[Goal]: Using the listing below, report all lines holding the word "styles".

[Stored data]:
....
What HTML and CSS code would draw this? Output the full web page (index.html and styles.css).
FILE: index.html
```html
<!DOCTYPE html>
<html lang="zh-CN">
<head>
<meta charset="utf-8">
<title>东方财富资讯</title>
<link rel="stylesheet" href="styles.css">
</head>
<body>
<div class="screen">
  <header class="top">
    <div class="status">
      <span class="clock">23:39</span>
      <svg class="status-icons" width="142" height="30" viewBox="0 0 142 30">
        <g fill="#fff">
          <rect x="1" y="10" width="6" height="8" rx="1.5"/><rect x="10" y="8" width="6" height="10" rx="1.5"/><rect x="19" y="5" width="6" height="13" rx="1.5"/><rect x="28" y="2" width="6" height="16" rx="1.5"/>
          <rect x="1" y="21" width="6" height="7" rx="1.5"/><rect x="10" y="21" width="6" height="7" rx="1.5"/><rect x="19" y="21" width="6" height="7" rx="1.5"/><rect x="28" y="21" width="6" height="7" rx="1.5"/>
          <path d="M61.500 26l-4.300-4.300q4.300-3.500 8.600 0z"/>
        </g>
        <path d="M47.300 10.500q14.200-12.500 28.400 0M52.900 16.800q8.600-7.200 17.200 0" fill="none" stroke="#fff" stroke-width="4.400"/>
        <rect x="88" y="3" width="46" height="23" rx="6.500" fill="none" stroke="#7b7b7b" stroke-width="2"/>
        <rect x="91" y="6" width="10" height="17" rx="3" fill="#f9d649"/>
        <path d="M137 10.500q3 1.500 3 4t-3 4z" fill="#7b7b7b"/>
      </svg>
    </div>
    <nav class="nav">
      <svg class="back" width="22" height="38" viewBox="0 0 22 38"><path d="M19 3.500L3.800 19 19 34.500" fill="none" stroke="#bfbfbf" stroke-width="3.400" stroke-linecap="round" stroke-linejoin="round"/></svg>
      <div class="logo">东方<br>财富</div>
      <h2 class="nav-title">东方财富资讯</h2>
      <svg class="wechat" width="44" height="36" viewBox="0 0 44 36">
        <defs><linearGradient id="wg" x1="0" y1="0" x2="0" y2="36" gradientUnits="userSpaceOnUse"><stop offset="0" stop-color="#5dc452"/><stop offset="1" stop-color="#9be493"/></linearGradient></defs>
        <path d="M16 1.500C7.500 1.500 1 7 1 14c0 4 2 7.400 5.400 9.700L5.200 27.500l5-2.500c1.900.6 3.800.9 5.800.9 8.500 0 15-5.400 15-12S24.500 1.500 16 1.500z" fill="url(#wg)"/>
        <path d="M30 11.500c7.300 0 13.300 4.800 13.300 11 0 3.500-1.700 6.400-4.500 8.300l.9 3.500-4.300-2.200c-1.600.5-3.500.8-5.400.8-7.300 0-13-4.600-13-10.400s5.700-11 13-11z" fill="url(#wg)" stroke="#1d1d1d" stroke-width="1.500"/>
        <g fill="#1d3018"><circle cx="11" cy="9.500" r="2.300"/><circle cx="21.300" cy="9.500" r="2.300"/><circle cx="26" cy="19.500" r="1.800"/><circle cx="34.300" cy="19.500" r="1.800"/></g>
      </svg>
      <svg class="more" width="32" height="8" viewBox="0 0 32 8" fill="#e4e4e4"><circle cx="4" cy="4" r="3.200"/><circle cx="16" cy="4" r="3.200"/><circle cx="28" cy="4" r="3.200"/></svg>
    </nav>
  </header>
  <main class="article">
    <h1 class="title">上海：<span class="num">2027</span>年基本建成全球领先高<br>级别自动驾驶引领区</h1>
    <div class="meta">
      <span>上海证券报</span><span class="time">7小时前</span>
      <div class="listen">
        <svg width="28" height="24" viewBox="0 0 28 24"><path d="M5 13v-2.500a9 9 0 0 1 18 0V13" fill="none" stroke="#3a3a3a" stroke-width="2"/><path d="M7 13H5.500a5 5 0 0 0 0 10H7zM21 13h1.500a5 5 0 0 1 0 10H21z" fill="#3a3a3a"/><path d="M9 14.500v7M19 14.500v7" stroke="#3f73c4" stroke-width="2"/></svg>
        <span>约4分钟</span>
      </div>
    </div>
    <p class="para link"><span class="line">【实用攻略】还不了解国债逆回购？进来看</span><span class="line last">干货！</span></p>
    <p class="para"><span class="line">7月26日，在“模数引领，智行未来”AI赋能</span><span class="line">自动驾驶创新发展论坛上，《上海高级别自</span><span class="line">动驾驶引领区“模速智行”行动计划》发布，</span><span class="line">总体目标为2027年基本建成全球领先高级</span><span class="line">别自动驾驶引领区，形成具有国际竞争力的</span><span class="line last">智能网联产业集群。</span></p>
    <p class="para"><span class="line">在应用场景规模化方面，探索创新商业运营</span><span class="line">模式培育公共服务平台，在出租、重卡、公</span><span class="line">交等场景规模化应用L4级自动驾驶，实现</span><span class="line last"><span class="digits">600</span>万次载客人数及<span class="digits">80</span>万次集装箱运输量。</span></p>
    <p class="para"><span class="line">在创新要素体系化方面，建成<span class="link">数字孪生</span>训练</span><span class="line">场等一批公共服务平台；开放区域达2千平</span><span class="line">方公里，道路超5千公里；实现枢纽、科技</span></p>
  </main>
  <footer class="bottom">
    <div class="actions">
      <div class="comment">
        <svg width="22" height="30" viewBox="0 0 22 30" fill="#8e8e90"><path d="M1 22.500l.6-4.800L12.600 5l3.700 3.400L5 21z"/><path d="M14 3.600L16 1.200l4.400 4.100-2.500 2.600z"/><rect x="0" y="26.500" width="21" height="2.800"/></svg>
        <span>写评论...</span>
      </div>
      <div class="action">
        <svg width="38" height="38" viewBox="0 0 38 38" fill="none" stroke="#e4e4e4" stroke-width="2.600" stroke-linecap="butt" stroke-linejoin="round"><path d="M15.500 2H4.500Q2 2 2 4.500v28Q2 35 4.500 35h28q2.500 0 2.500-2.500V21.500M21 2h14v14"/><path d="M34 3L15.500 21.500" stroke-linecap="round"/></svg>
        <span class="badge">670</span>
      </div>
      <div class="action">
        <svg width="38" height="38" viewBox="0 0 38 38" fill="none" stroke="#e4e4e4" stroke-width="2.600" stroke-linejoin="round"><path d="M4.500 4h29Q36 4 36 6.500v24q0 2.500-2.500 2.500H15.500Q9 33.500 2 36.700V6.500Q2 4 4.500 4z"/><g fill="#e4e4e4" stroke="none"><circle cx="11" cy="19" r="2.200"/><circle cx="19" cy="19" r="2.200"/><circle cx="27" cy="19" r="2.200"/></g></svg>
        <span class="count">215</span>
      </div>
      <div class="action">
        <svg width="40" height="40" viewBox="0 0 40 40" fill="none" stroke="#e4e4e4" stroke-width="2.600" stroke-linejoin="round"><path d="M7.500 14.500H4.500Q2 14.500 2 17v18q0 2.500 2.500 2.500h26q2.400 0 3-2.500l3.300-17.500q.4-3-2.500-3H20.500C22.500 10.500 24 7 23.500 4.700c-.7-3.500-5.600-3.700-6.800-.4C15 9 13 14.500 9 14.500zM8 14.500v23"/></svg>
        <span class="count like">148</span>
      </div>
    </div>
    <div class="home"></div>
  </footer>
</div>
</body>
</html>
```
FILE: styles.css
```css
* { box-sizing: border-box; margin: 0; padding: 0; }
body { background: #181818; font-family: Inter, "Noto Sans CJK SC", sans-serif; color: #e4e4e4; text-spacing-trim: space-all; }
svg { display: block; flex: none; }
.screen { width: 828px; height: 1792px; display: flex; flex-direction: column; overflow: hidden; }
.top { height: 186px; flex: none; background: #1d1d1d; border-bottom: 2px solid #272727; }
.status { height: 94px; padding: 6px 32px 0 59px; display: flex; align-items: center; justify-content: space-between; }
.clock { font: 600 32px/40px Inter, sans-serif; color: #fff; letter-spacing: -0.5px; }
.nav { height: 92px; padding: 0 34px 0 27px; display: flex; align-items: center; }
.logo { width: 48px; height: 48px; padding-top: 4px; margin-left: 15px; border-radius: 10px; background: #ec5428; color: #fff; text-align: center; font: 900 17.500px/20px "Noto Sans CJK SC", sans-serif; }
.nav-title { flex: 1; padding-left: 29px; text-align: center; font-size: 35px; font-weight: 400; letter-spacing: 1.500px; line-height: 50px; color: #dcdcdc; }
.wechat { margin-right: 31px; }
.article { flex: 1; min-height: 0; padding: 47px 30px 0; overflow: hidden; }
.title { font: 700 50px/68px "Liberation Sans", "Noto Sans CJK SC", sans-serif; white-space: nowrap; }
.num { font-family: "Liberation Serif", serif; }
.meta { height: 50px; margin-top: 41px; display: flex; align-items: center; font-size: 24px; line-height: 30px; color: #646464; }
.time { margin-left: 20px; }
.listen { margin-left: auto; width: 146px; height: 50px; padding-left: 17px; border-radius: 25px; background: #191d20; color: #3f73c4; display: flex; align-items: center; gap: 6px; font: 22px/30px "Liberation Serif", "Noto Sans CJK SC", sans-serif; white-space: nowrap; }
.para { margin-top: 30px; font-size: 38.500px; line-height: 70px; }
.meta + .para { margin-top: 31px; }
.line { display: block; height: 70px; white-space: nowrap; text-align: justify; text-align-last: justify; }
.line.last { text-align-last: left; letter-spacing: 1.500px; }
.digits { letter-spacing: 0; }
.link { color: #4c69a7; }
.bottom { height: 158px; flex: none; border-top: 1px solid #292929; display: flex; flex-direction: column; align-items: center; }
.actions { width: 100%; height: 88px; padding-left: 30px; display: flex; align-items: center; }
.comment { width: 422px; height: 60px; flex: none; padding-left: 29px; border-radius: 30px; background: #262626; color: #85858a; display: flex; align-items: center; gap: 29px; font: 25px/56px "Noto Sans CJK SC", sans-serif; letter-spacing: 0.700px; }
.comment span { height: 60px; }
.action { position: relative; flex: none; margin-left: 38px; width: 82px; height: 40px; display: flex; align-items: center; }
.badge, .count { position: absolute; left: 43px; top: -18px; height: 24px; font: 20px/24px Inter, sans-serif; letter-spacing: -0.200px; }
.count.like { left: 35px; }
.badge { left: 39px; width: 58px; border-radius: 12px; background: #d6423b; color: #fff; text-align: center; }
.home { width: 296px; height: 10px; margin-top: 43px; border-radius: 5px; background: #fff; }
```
....
[Response]:
What HTML and CSS code would draw this? Output the full web page (index.html and styles.css).
<link rel="stylesheet" href="styles.css">
FILE: styles.css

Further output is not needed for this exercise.